In an attempt to control inflation in its growing economy, Brazil’s central bank has intervened in the currency market, strengthening the Brazilian real and related currency exchange traded fund.

WisdomTree Dreyfus Brazilian Real Fund (NYSEArca: BZF) gained 1.4% Wednesday but is in the red for the year on a weak Brazilian currency relative to the U.S. dollar.

The real rose to 2.0557, a six-week high, after the central bank sold $1.8 billion in currency swaps and agreed to lend as much as $2 billion in foreign-exchange credit lines, Bloomberg reports.

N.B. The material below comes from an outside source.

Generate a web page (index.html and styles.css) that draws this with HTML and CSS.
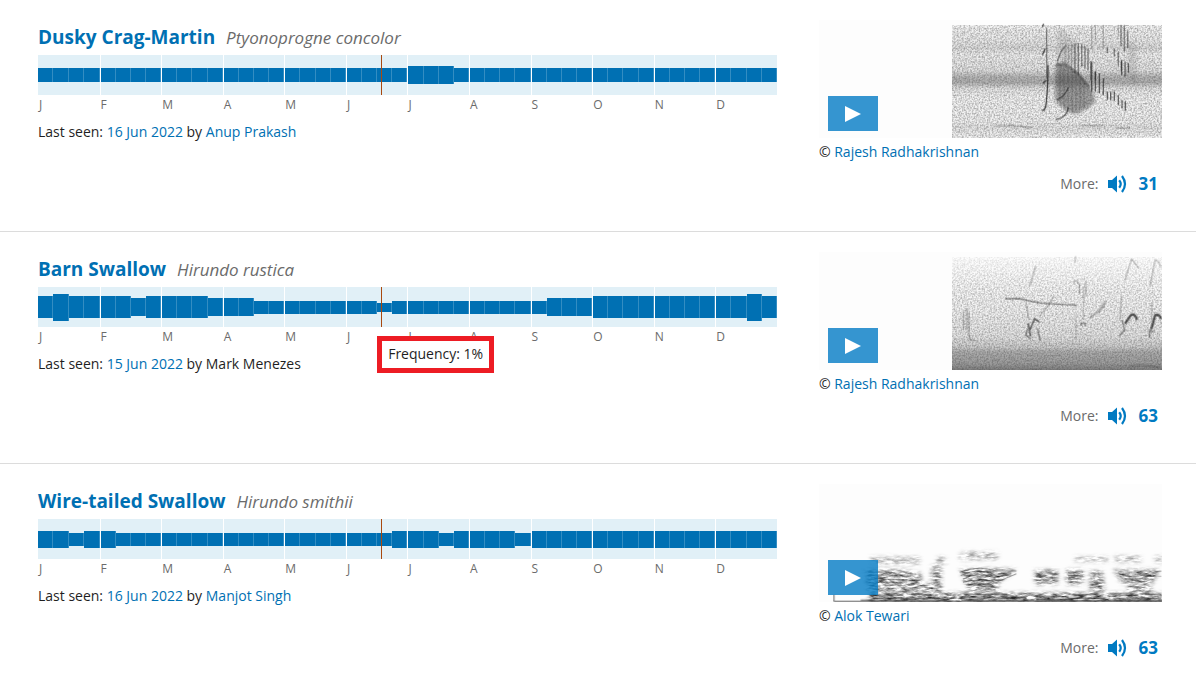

“The central bank aims to keep the real trading at around 2.05 in 2013,” Joao Paulo Correa, manager of foreign-exchange trading at Correparti Corretora, said in the article. “The swap auctions clearly show that its goal is to avoid raising the Selic rate in 2013.”

Swap rates dipped on speculation that the government will boost lending rates, or the “Selic,” as a way to cap consumer prices. The credit lines increase the supply of U.S. currency as Brazilian companies push the greenback abroad to balance year-end bookkeeping.

According to economists, Brazil’s IPCA index of consumer prices will hit 5.47% in 2013, compared to the projected rise of 5.42% a week earlier. The central bank has a 4.5% midpoint target range for 27 months.